If $\displaystyle a,b,c$ are angles of an acute triangle, prove that $\displaystyle \pi^{\pi}a^bb^cc^a\leq (a^2+b^2+c^2)^{\pi}$.

Solution:

The function $\displaystyle f(x)=\ln x$ is strictly concave, so from the general weighted Jensen inequality with weights the $\displaystyle a,b,c$ we have that

$\displaystyle \frac{b \ln a+c \ln b+a \ln c}{a+b+c}\leq \ln\left(\frac{ab+bc+ca}{a+b+c}\right)$, or $\displaystyle \frac{b \ln a+c \ln b+a \ln c}{\pi}\leq \ln\left(\frac{ab+bc+ca}{\pi}\right)$.

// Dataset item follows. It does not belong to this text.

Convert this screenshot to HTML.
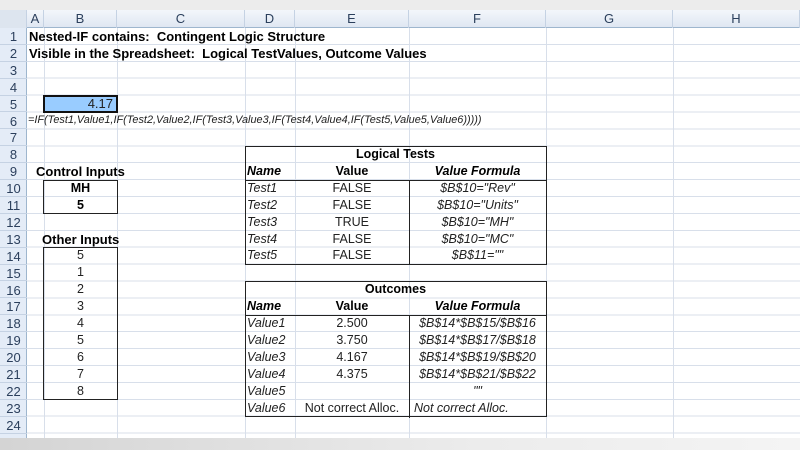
<!DOCTYPE html>
<html><head><style>
*{margin:0;padding:0;box-sizing:border-box}
body{width:800px;height:450px;overflow:hidden;background:#fff;font-family:"Liberation Sans",Arial,sans-serif;position:relative}
#grid{position:absolute;left:0;top:27.7px;width:800px;height:412px;
background-image:repeating-linear-gradient(to bottom,transparent 0,transparent 15.9px,#d8dfea 15.9px,#d8dfea 16.9px);}
.v{position:absolute;top:10px;height:430px;width:1px;background:#d8dfea}
#top{position:absolute;left:0;top:0;width:800px;height:10px;background:#ececec}
#colh{position:absolute;left:0;top:10px;width:800px;height:18px;background:linear-gradient(#f3f6fb,#dfe7f2);border-bottom:1px solid #9eb6ce}
.ch{position:absolute;top:10px;height:18px;line-height:18px;text-align:center;font-size:13px;color:#2b3f5c;border-right:1px solid #c5d2e3}
#rowh{position:absolute;left:0;top:28px;width:27px;height:412px;background:#e4ecf7;border-right:1px solid #9eb6ce}
.rh{position:absolute;left:0;width:27px;height:16.9px;line-height:17.5px;text-align:center;font-size:13px;color:#2b3f5c;border-bottom:1px solid #c5d2e3}
.t{position:absolute;height:16.9px;line-height:17.8px;font-size:12.5px;color:#222;white-space:nowrap}
.b{font-weight:bold;color:#000}
.i{font-style:italic}
.c{text-align:center}
.box{position:absolute;border:1px solid #222}
.ln{position:absolute;background:#222}
#bot{position:absolute;left:0;top:438px;width:800px;height:12px;background:linear-gradient(90deg,#d4d4d4,#ececec 60%,#f4f4f4)}
</style></head><body>
<div id="top"></div>
<div id="grid"></div>
<div class="v" style="left:44px"></div><div class="v" style="left:117px"></div><div class="v" style="left:245px"></div><div class="v" style="left:295px"></div><div class="v" style="left:409px"></div><div class="v" style="left:546px"></div><div class="v" style="left:673px"></div>
<div id="colh"></div>
<div class="ch" style="left:0;width:27px;background:#dde5ef"></div>
<div class="ch" style="left:27px;width:17px">A</div>
<div class="ch" style="left:44px;width:73px">B</div>
<div class="ch" style="left:117px;width:128px">C</div>
<div class="ch" style="left:245px;width:50px">D</div>
<div class="ch" style="left:295px;width:114px">E</div>
<div class="ch" style="left:409px;width:137px">F</div>
<div class="ch" style="left:546px;width:127px">G</div>
<div class="ch" style="left:673px;width:127px">H</div>
<div id="rowh">
<div class="rh" style="top:0">1</div><div class="rh" style="top:16.9px">2</div><div class="rh" style="top:33.8px">3</div><div class="rh" style="top:50.7px">4</div><div class="rh" style="top:67.6px">5</div><div class="rh" style="top:84.5px">6</div><div class="rh" style="top:101.4px">7</div><div class="rh" style="top:118.3px">8</div><div class="rh" style="top:135.2px">9</div><div class="rh" style="top:152.1px">10</div><div class="rh" style="top:169px">11</div><div class="rh" style="top:185.9px">12</div><div class="rh" style="top:202.8px">13</div><div class="rh" style="top:219.7px">14</div><div class="rh" style="top:236.6px">15</div><div class="rh" style="top:253.5px">16</div><div class="rh" style="top:270.4px">17</div><div class="rh" style="top:287.3px">18</div><div class="rh" style="top:304.2px">19</div><div class="rh" style="top:321.1px">20</div><div class="rh" style="top:338px">21</div><div class="rh" style="top:354.9px">22</div><div class="rh" style="top:371.8px">23</div><div class="rh" style="top:388.7px">24</div><div class="rh" style="top:405.6px">25</div>
</div>

<div class="t b" style="left:29px;top:27.7px;font-size:13px">Nested-IF contains:&nbsp; Contingent Logic Structure</div>
<div class="t b" style="left:29px;top:44.6px;font-size:13px">Visible in the Spreadsheet:&nbsp; Logical TestValues, Outcome Values</div>
<div style="position:absolute;left:43px;top:94.5px;width:75px;height:18px;background:#99ccff;border:2px solid #111"></div>
<div class="t" style="left:44px;top:95.3px;width:69px;text-align:right;font-size:13px">4.17</div>
<div class="t i" style="left:28px;top:112.2px;font-size:10.9px">=IF(Test1,Value1,IF(Test2,Value2,IF(Test3,Value3,IF(Test4,Value4,IF(Test5,Value5,Value6)))))</div>

<div class="t b" style="left:36px;top:162.9px;font-size:13px">Control Inputs</div>
<div class="box" style="left:43px;top:179.8px;width:75px;height:34px"></div>
<div class="t b c" style="left:44px;top:179.8px;width:73px">MH</div>
<div class="t b c" style="left:44px;top:196.7px;width:73px">5</div>
<div class="t b" style="left:42px;top:230.5px;font-size:13px">Other Inputs</div>
<div class="box" style="left:43px;top:247.4px;width:75px;height:153px"></div>
<div class="t c" style="left:44px;top:247.4px;width:73px">5</div>
<div class="t c" style="left:44px;top:264.3px;width:73px">1</div>
<div class="t c" style="left:44px;top:281.2px;width:73px">2</div>
<div class="t c" style="left:44px;top:298.1px;width:73px">3</div>
<div class="t c" style="left:44px;top:315px;width:73px">4</div>
<div class="t c" style="left:44px;top:331.9px;width:73px">5</div>
<div class="t c" style="left:44px;top:348.8px;width:73px">6</div>
<div class="t c" style="left:44px;top:365.7px;width:73px">7</div>
<div class="t c" style="left:44px;top:382.6px;width:73px">8</div>

<div class="box" style="left:245px;top:146px;width:302px;height:119px;background:transparent"></div>
<div class="ln" style="left:245px;top:179.6px;width:302px;height:1px"></div>
<div class="ln" style="left:409px;top:179.6px;width:1px;height:85px"></div>
<div class="t b c" style="left:245px;top:146px;width:301px">Logical Tests</div>
<div class="t b i" style="left:247px;top:162.9px">Name</div>
<div class="t b c" style="left:295px;top:162.9px;width:114px">Value</div>
<div class="t b i c" style="left:409px;top:162.9px;width:137px">Value Formula</div>
<div class="t i" style="left:247px;top:179.8px">Test1</div><div class="t c" style="left:295px;top:179.8px;width:114px">FALSE</div><div class="t i c" style="left:409px;top:179.8px;width:137px">$B$10="Rev"</div>
<div class="t i" style="left:247px;top:196.7px">Test2</div><div class="t c" style="left:295px;top:196.7px;width:114px">FALSE</div><div class="t i c" style="left:409px;top:196.7px;width:137px">$B$10="Units"</div>
<div class="t i" style="left:247px;top:213.6px">Test3</div><div class="t c" style="left:295px;top:213.6px;width:114px">TRUE</div><div class="t i c" style="left:409px;top:213.6px;width:137px">$B$10="MH"</div>
<div class="t i" style="left:247px;top:230.5px">Test4</div><div class="t c" style="left:295px;top:230.5px;width:114px">FALSE</div><div class="t i c" style="left:409px;top:230.5px;width:137px">$B$10="MC"</div>
<div class="t i" style="left:247px;top:247.4px">Test5</div><div class="t c" style="left:295px;top:247.4px;width:114px">FALSE</div><div class="t i c" style="left:409px;top:247.4px;width:137px">$B$11=""</div>

<div class="box" style="left:245px;top:281.2px;width:302px;height:136px"></div>
<div class="ln" style="left:245px;top:314.8px;width:302px;height:1px"></div>
<div class="ln" style="left:409px;top:314.8px;width:1px;height:103px"></div>
<div class="t b c" style="left:245px;top:281.2px;width:301px">Outcomes</div>
<div class="t b i" style="left:247px;top:298.1px">Name</div>
<div class="t b c" style="left:295px;top:298.1px;width:114px">Value</div>
<div class="t b i c" style="left:409px;top:298.1px;width:137px">Value Formula</div>
<div class="t i" style="left:247px;top:315px">Value1</div><div class="t c" style="left:295px;top:315px;width:114px">2.500</div><div class="t i c" style="left:409px;top:315px;width:137px">$B$14*$B$15/$B$16</div>
<div class="t i" style="left:247px;top:331.9px">Value2</div><div class="t c" style="left:295px;top:331.9px;width:114px">3.750</div><div class="t i c" style="left:409px;top:331.9px;width:137px">$B$14*$B$17/$B$18</div>
<div class="t i" style="left:247px;top:348.8px">Value3</div><div class="t c" style="left:295px;top:348.8px;width:114px">4.167</div><div class="t i c" style="left:409px;top:348.8px;width:137px">$B$14*$B$19/$B$20</div>
<div class="t i" style="left:247px;top:365.7px">Value4</div><div class="t c" style="left:295px;top:365.7px;width:114px">4.375</div><div class="t i c" style="left:409px;top:365.7px;width:137px">$B$14*$B$21/$B$22</div>
<div class="t i" style="left:247px;top:382.6px">Value5</div><div class="t i c" style="left:409px;top:382.6px;width:137px">""</div>
<div class="t i" style="left:247px;top:399.5px">Value6</div><div class="t c" style="left:295px;top:399.5px;width:114px">Not correct Alloc.</div><div class="t i" style="left:414px;top:399.5px">Not correct Alloc.</div>

<div id="bot"></div>
</body></html>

But, the last relation can be rewritten as

$\displaystyle \frac{1}{\pi}\cdot \ln(a^bb^cc^a)\leq \ln\left(\frac{ab+bc+ca}{\pi}\right)$, that is $\displaystyle \ln\left(a^bb^cc^a\right)^{1/\pi}\leq \ln \left(\frac{ab+bc+ca}{\pi}\right)$.

Removing the logarithm we get

$\displaystyle \left(a^bb^cc^a\right)^{1/\pi}\leq\frac{ab+bc+ca}{\pi}\Longrightarrow \pi^{\pi}a^bb^cc^a\leq \left(ab+bc+ca\right)^{\pi}\leq (a^2+b^2+c^2)^{\pi}$, Q.E.D.